- [WRITTEN INSTRUCTION]: In how many lines of the data does the word "page" appear? Give the number by itself.

- [SOURCE EXCERPT]:
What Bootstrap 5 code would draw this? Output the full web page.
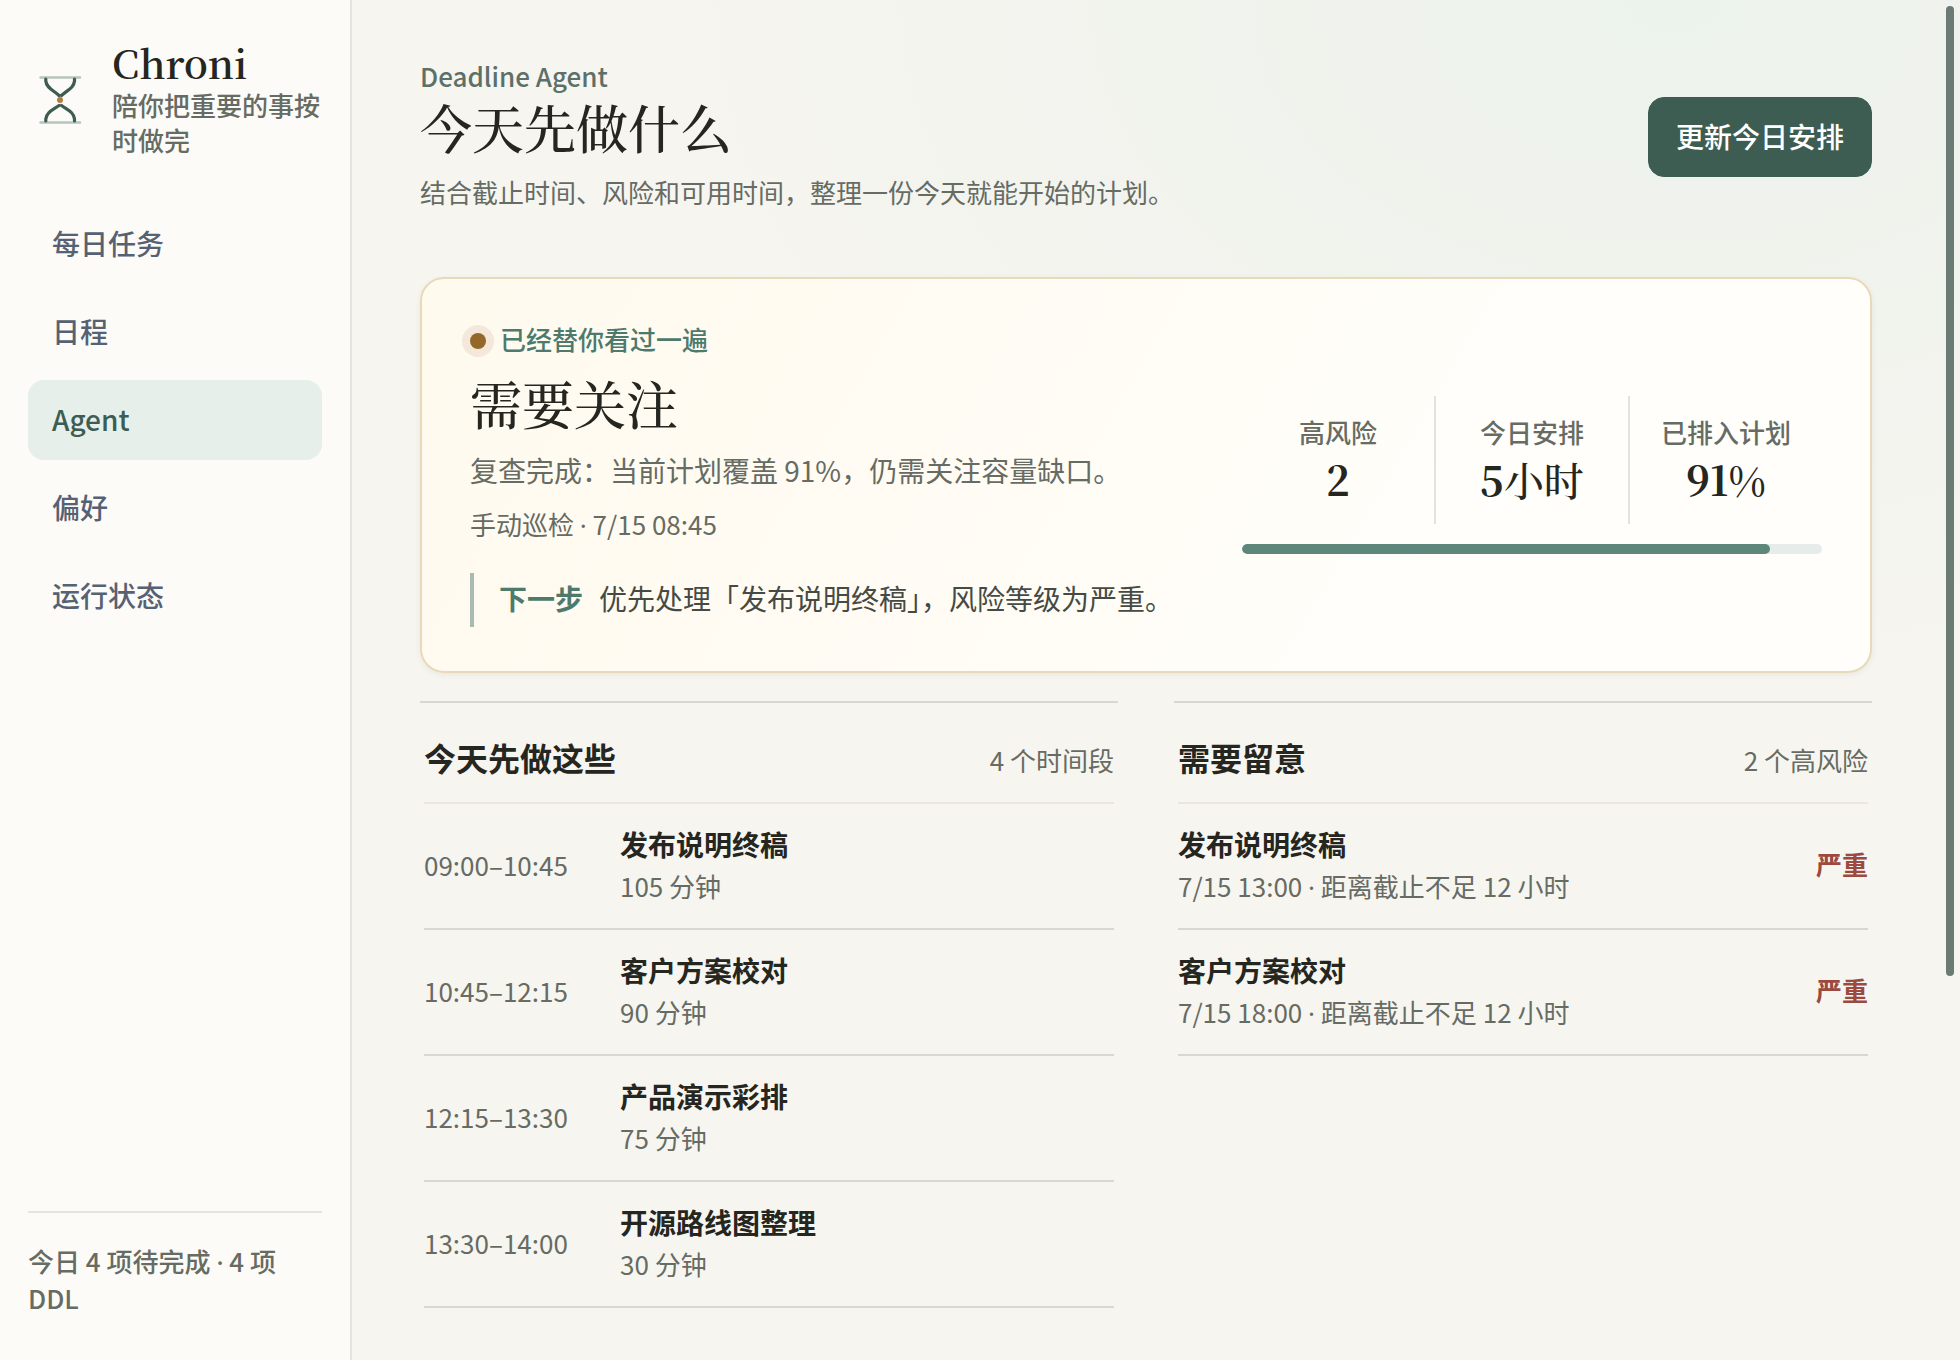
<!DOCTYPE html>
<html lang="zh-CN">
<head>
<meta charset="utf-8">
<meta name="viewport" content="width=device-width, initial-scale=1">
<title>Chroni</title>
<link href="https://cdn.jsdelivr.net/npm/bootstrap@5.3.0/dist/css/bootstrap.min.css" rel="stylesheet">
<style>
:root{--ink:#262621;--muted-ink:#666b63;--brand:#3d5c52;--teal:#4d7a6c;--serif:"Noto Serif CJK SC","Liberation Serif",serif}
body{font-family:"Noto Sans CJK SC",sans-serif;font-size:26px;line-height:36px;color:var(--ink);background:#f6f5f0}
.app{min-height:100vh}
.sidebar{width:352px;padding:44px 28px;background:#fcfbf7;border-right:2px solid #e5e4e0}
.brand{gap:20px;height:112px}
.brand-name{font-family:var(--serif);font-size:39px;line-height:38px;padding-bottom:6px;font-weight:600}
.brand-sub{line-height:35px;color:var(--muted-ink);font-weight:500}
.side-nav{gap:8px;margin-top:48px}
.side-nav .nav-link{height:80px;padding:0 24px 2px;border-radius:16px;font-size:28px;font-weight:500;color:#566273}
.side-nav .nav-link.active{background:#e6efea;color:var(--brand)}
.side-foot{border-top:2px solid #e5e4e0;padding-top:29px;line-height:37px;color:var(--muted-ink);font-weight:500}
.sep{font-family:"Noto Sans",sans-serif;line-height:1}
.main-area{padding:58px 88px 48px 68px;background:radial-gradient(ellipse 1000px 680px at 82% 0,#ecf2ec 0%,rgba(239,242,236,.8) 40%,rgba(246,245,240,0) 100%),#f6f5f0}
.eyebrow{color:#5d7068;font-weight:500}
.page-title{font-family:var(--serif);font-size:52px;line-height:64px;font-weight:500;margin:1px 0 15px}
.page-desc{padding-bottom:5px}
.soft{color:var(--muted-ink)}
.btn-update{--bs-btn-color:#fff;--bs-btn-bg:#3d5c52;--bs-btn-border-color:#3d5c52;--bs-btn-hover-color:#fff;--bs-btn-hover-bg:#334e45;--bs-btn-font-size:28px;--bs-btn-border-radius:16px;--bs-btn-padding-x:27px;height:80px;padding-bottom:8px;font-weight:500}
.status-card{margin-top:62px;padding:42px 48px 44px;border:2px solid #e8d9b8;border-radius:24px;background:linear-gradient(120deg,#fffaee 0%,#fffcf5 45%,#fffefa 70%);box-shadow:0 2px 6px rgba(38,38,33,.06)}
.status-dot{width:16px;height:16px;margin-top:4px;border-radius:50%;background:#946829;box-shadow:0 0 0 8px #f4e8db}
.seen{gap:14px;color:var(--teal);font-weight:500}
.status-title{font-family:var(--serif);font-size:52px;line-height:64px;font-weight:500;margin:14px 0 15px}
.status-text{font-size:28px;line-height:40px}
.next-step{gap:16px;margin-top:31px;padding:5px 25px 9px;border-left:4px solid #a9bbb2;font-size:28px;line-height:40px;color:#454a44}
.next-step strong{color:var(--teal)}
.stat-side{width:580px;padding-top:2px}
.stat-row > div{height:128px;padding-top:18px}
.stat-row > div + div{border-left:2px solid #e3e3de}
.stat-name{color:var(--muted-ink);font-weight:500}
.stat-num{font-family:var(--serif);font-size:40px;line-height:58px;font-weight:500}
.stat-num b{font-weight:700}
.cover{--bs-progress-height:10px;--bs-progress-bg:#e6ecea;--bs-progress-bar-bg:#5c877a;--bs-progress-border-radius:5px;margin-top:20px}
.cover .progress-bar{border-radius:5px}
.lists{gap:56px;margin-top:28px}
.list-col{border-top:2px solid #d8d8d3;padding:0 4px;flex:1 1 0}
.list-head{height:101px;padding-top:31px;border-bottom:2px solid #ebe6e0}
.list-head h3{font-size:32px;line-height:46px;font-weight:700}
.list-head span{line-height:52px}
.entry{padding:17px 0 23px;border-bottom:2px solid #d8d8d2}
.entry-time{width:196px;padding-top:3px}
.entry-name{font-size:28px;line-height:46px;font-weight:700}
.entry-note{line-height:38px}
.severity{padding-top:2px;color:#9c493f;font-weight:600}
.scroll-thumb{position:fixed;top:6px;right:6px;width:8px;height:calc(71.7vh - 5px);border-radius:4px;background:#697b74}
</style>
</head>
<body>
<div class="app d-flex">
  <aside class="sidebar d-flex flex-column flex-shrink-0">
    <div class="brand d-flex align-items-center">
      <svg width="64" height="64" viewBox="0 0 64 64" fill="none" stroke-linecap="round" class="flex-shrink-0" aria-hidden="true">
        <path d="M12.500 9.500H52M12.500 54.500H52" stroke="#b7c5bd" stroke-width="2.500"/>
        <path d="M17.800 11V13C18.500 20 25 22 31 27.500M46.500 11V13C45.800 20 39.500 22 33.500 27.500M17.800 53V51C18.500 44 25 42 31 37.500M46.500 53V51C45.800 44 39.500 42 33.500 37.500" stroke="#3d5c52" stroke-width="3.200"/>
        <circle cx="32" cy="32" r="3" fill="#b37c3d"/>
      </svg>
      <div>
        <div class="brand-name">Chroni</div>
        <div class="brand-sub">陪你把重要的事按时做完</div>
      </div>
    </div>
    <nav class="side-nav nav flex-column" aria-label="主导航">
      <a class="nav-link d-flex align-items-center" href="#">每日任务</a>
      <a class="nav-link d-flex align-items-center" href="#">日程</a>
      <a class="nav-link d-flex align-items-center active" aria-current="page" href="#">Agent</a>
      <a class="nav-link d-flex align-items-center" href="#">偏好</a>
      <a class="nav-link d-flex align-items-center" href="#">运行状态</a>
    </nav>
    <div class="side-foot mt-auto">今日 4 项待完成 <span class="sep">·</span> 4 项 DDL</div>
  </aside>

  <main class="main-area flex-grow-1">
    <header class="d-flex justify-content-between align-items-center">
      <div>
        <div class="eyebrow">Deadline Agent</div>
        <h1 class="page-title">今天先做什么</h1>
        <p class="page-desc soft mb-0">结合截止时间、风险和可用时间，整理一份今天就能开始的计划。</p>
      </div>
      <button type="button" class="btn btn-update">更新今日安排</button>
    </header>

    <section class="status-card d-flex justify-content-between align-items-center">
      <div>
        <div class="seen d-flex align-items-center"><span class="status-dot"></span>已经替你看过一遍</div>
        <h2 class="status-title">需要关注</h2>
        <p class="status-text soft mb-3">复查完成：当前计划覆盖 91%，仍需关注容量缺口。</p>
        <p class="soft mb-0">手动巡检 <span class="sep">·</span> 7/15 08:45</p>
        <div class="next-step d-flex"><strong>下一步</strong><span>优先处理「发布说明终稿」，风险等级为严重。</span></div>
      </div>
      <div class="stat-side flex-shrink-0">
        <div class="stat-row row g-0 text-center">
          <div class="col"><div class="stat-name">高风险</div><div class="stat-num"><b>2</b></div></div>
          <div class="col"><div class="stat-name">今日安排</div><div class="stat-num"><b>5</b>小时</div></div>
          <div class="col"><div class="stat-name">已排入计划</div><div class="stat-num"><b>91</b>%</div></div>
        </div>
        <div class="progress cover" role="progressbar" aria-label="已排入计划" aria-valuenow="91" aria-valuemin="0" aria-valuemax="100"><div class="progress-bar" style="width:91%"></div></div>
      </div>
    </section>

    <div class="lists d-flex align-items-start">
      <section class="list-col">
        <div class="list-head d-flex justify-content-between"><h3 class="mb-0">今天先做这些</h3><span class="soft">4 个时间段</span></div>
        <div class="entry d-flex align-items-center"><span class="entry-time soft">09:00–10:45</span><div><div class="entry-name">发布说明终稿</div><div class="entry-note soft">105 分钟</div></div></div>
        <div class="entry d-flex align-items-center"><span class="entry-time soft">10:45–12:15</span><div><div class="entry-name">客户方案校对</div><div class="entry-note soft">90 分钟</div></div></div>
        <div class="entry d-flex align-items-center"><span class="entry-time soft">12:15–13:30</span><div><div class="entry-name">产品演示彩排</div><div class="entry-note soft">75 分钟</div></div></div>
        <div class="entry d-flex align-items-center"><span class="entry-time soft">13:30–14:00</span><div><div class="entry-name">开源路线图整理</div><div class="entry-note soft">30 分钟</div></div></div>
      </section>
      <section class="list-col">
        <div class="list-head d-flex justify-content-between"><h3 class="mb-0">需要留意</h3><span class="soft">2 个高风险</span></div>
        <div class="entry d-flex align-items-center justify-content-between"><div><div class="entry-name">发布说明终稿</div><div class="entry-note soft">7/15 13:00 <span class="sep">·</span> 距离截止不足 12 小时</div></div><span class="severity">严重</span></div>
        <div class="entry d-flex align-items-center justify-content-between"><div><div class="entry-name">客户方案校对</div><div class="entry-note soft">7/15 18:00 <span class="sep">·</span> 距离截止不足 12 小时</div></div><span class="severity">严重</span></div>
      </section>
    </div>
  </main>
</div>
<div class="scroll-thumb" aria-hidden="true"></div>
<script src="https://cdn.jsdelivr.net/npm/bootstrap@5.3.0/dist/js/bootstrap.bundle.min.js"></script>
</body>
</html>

- [THE SOLUTION]: 6